Interface markup and scripts
┌────────

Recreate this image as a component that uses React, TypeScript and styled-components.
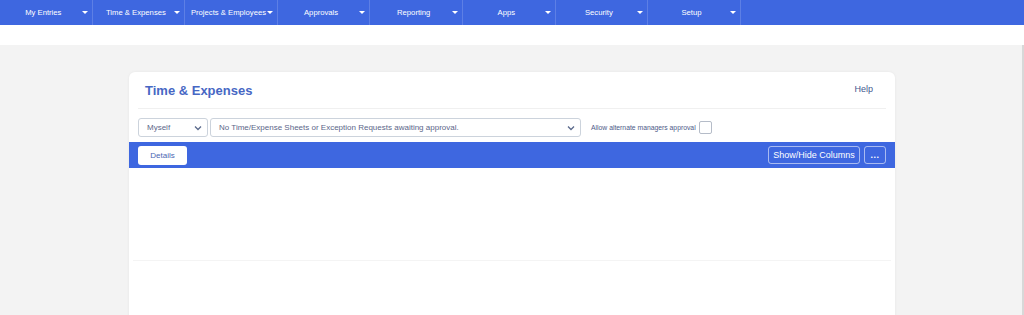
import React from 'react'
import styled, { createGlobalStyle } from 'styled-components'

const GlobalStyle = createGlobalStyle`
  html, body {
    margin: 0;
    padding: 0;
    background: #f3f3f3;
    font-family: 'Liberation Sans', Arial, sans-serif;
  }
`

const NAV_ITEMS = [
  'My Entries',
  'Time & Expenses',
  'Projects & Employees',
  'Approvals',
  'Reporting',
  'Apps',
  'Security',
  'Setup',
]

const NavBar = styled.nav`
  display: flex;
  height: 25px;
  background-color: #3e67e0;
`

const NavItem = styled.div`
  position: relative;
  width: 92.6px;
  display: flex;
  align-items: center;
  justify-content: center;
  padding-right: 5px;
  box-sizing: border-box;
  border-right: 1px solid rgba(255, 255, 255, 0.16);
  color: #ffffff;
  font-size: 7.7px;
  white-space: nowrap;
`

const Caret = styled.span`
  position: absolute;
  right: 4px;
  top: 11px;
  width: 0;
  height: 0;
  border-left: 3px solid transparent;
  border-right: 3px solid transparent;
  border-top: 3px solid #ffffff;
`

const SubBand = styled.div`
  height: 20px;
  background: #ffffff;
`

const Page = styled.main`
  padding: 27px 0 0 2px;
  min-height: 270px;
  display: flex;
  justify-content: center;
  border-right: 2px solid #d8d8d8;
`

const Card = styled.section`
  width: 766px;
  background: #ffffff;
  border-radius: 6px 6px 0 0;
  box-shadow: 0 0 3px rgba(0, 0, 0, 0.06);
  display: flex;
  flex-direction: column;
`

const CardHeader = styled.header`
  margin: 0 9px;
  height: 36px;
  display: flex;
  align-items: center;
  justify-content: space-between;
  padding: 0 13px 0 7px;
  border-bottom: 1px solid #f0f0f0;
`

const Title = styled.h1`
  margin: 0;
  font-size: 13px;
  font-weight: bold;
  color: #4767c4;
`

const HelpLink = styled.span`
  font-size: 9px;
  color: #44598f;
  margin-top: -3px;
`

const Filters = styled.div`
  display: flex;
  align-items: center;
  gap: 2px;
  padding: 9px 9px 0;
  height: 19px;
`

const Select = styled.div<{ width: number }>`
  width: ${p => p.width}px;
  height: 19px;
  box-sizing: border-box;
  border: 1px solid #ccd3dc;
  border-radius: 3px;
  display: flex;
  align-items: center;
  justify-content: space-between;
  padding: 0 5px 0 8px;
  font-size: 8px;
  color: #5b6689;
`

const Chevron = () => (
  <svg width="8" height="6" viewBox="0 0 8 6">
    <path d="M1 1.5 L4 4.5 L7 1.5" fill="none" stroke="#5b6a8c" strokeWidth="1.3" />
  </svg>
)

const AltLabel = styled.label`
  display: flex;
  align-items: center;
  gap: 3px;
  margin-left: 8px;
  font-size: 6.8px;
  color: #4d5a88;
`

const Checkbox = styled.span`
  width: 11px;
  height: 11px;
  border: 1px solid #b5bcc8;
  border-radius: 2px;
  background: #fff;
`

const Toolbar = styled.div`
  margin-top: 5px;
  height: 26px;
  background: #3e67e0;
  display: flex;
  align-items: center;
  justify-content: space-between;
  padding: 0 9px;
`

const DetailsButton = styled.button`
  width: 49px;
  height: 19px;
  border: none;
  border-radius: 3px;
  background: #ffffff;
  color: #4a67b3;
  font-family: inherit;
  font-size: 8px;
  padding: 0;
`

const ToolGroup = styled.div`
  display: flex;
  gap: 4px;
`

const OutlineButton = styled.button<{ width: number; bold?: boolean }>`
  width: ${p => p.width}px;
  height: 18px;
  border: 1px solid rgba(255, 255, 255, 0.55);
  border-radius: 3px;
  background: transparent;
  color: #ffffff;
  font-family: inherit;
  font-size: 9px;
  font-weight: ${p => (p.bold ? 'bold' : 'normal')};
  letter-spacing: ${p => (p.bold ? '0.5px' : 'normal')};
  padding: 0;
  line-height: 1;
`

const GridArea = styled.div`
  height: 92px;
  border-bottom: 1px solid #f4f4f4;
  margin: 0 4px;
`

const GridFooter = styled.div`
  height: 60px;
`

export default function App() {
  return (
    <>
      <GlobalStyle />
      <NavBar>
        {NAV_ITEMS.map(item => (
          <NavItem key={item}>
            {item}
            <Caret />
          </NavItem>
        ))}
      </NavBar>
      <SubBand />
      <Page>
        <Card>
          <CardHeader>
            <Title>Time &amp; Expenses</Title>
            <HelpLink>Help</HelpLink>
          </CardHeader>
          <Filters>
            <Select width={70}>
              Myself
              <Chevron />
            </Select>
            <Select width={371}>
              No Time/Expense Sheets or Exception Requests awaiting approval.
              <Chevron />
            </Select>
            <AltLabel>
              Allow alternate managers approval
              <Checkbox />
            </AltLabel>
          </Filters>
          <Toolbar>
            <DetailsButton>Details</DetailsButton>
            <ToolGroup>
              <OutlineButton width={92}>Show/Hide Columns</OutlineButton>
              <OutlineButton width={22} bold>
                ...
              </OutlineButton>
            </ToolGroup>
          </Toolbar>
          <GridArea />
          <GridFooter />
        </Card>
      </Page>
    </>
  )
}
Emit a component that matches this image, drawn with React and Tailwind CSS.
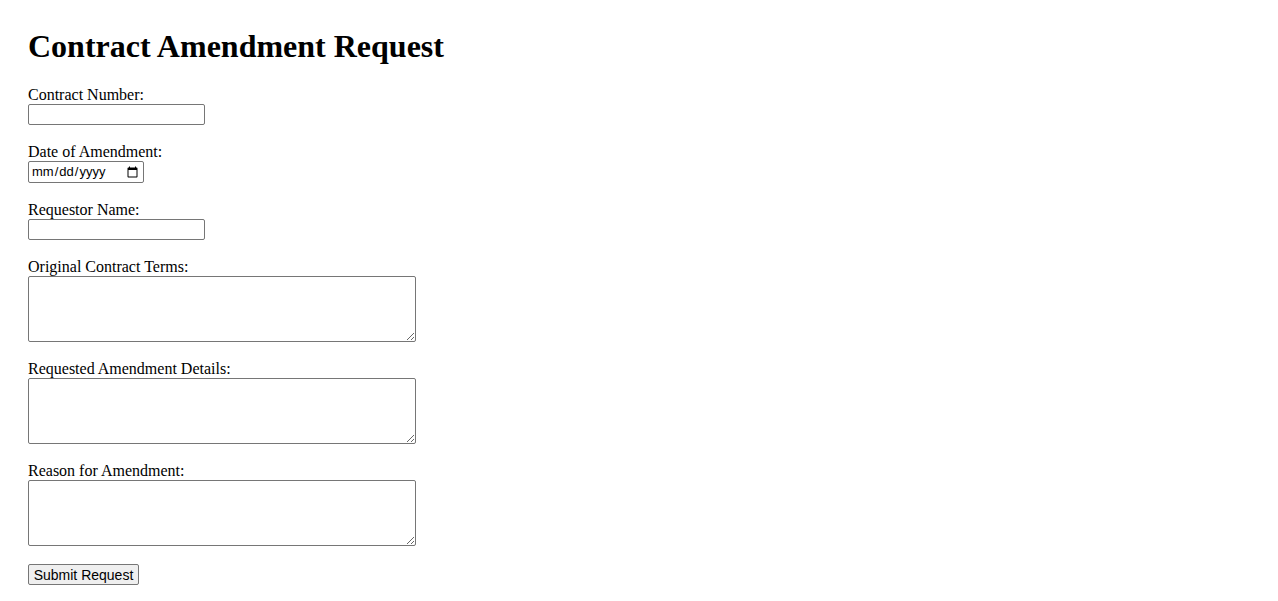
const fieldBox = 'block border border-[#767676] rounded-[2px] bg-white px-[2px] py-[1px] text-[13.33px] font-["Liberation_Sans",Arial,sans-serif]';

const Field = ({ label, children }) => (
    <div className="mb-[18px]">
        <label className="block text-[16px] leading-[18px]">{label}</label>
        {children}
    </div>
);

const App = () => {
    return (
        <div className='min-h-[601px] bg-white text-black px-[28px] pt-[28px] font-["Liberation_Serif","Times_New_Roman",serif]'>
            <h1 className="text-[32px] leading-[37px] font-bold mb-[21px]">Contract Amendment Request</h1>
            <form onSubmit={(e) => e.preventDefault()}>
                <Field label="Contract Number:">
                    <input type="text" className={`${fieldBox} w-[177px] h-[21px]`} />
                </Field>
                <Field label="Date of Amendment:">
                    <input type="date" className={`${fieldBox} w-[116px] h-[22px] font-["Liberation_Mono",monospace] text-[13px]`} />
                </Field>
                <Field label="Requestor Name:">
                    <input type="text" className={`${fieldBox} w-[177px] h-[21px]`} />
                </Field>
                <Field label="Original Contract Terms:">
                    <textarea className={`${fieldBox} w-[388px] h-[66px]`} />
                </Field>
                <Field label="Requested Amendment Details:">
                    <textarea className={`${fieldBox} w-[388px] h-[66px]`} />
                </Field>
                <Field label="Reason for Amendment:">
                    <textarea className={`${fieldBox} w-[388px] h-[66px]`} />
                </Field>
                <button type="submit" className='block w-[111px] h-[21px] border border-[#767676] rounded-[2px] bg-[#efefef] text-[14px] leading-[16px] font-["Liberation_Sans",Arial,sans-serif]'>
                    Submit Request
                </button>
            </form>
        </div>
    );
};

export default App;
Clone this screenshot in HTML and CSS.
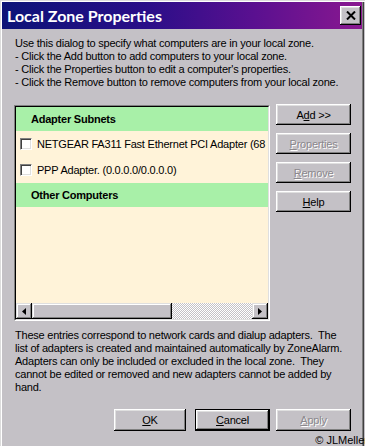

└────────

_Problem_. Output every entry exactly as given; pictures are not part of the copy.

_Task answer_.
Recreate this image as a component that uses React, TypeScript and styled-components.
import React from 'react'
import styled, { createGlobalStyle } from 'styled-components'

const GlobalStyle = createGlobalStyle`
  html, body {
    margin: 0;
    padding: 0;
    background: #f3f3f3;
    font-family: 'Liberation Sans', Arial, sans-serif;
  }
`

const NAV_ITEMS = [
  'My Entries',
  'Time & Expenses',
  'Projects & Employees',
  'Approvals',
  'Reporting',
  'Apps',
  'Security',
  'Setup',
]

const NavBar = styled.nav`
  display: flex;
  height: 25px;
  background-color: #3e67e0;
`

const NavItem = styled.div`
  position: relative;
  width: 92.6px;
  display: flex;
  align-items: center;
  justify-content: center;
  padding-right: 5px;
  box-sizing: border-box;
  border-right: 1px solid rgba(255, 255, 255, 0.16);
  color: #ffffff;
  font-size: 7.7px;
  white-space: nowrap;
`

const Caret = styled.span`
  position: absolute;
  right: 4px;
  top: 11px;
  width: 0;
  height: 0;
  border-left: 3px solid transparent;
  border-right: 3px solid transparent;
  border-top: 3px solid #ffffff;
`

const SubBand = styled.div`
  height: 20px;
  background: #ffffff;
`

const Page = styled.main`
  padding: 27px 0 0 2px;
  min-height: 270px;
  display: flex;
  justify-content: center;
  border-right: 2px solid #d8d8d8;
`

const Card = styled.section`
  width: 766px;
  background: #ffffff;
  border-radius: 6px 6px 0 0;
  box-shadow: 0 0 3px rgba(0, 0, 0, 0.06);
  display: flex;
  flex-direction: column;
`

const CardHeader = styled.header`
  margin: 0 9px;
  height: 36px;
  display: flex;
  align-items: center;
  justify-content: space-between;
  padding: 0 13px 0 7px;
  border-bottom: 1px solid #f0f0f0;
`

const Title = styled.h1`
  margin: 0;
  font-size: 13px;
  font-weight: bold;
  color: #4767c4;
`

const HelpLink = styled.span`
  font-size: 9px;
  color: #44598f;
  margin-top: -3px;
`

const Filters = styled.div`
  display: flex;
  align-items: center;
  gap: 2px;
  padding: 9px 9px 0;
  height: 19px;
`

const Select = styled.div<{ width: number }>`
  width: ${p => p.width}px;
  height: 19px;
  box-sizing: border-box;
  border: 1px solid #ccd3dc;
  border-radius: 3px;
  display: flex;
  align-items: center;
  justify-content: space-between;
  padding: 0 5px 0 8px;
  font-size: 8px;
  color: #5b6689;
`

const Chevron = () => (
  <svg width="8" height="6" viewBox="0 0 8 6">
    <path d="M1 1.5 L4 4.5 L7 1.5" fill="none" stroke="#5b6a8c" strokeWidth="1.3" />
  </svg>
)

const AltLabel = styled.label`
  display: flex;
  align-items: center;
  gap: 3px;
  margin-left: 8px;
  font-size: 6.8px;
  color: #4d5a88;
`

const Checkbox = styled.span`
  width: 11px;
  height: 11px;
  border: 1px solid #b5bcc8;
  border-radius: 2px;
  background: #fff;
`

const Toolbar = styled.div`
  margin-top: 5px;
  height: 26px;
  background: #3e67e0;
  display: flex;
  align-items: center;
  justify-content: space-between;
  padding: 0 9px;
`

const DetailsButton = styled.button`
  width: 49px;
  height: 19px;
  border: none;
  border-radius: 3px;
  background: #ffffff;
  color: #4a67b3;
  font-family: inherit;
  font-size: 8px;
  padding: 0;
`

const ToolGroup = styled.div`
  display: flex;
  gap: 4px;
`

const OutlineButton = styled.button<{ width: number; bold?: boolean }>`
  width: ${p => p.width}px;
  height: 18px;
  border: 1px solid rgba(255, 255, 255, 0.55);
  border-radius: 3px;
  background: transparent;
  color: #ffffff;
  font-family: inherit;
  font-size: 9px;
  font-weight: ${p => (p.bold ? 'bold' : 'normal')};
  letter-spacing: ${p => (p.bold ? '0.5px' : 'normal')};
  padding: 0;
  line-height: 1;
`

const GridArea = styled.div`
  height: 92px;
  border-bottom: 1px solid #f4f4f4;
  margin: 0 4px;
`

const GridFooter = styled.div`
  height: 60px;
`

export default function App() {
  return (
    <>
      <GlobalStyle />
      <NavBar>
        {NAV_ITEMS.map(item => (
          <NavItem key={item}>
            {item}
            <Caret />
          </NavItem>
        ))}
      </NavBar>
      <SubBand />
      <Page>
        <Card>
          <CardHeader>
            <Title>Time &amp; Expenses</Title>
            <HelpLink>Help</HelpLink>
          </CardHeader>
          <Filters>
            <Select width={70}>
              Myself
              <Chevron />
            </Select>
            <Select width={371}>
              No Time/Expense Sheets or Exception Requests awaiting approval.
              <Chevron />
            </Select>
            <AltLabel>
              Allow alternate managers approval
              <Checkbox />
            </AltLabel>
          </Filters>
          <Toolbar>
            <DetailsButton>Details</DetailsButton>
            <ToolGroup>
              <OutlineButton width={92}>Show/Hide Columns</OutlineButton>
              <OutlineButton width={22} bold>
                ...
              </OutlineButton>
            </ToolGroup>
          </Toolbar>
          <GridArea />
          <GridFooter />
        </Card>
      </Page>
    </>
  )
}
Emit a component that matches this image, drawn with React and Tailwind CSS.
const fieldBox = 'block border border-[#767676] rounded-[2px] bg-white px-[2px] py-[1px] text-[13.33px] font-["Liberation_Sans",Arial,sans-serif]';

const Field = ({ label, children }) => (
    <div className="mb-[18px]">
        <label className="block text-[16px] leading-[18px]">{label}</label>
        {children}
    </div>
);

const App = () => {
    return (
        <div className='min-h-[601px] bg-white text-black px-[28px] pt-[28px] font-["Liberation_Serif","Times_New_Roman",serif]'>
            <h1 className="text-[32px] leading-[37px] font-bold mb-[21px]">Contract Amendment Request</h1>
            <form onSubmit={(e) => e.preventDefault()}>
                <Field label="Contract Number:">
                    <input type="text" className={`${fieldBox} w-[177px] h-[21px]`} />
                </Field>
                <Field label="Date of Amendment:">
                    <input type="date" className={`${fieldBox} w-[116px] h-[22px] font-["Liberation_Mono",monospace] text-[13px]`} />
                </Field>
                <Field label="Requestor Name:">
                    <input type="text" className={`${fieldBox} w-[177px] h-[21px]`} />
                </Field>
                <Field label="Original Contract Terms:">
                    <textarea className={`${fieldBox} w-[388px] h-[66px]`} />
                </Field>
                <Field label="Requested Amendment Details:">
                    <textarea className={`${fieldBox} w-[388px] h-[66px]`} />
                </Field>
                <Field label="Reason for Amendment:">
                    <textarea className={`${fieldBox} w-[388px] h-[66px]`} />
                </Field>
                <button type="submit" className='block w-[111px] h-[21px] border border-[#767676] rounded-[2px] bg-[#efefef] text-[14px] leading-[16px] font-["Liberation_Sans",Arial,sans-serif]'>
                    Submit Request
                </button>
            </form>
        </div>
    );
};

export default App;
Clone this screenshot in HTML and CSS.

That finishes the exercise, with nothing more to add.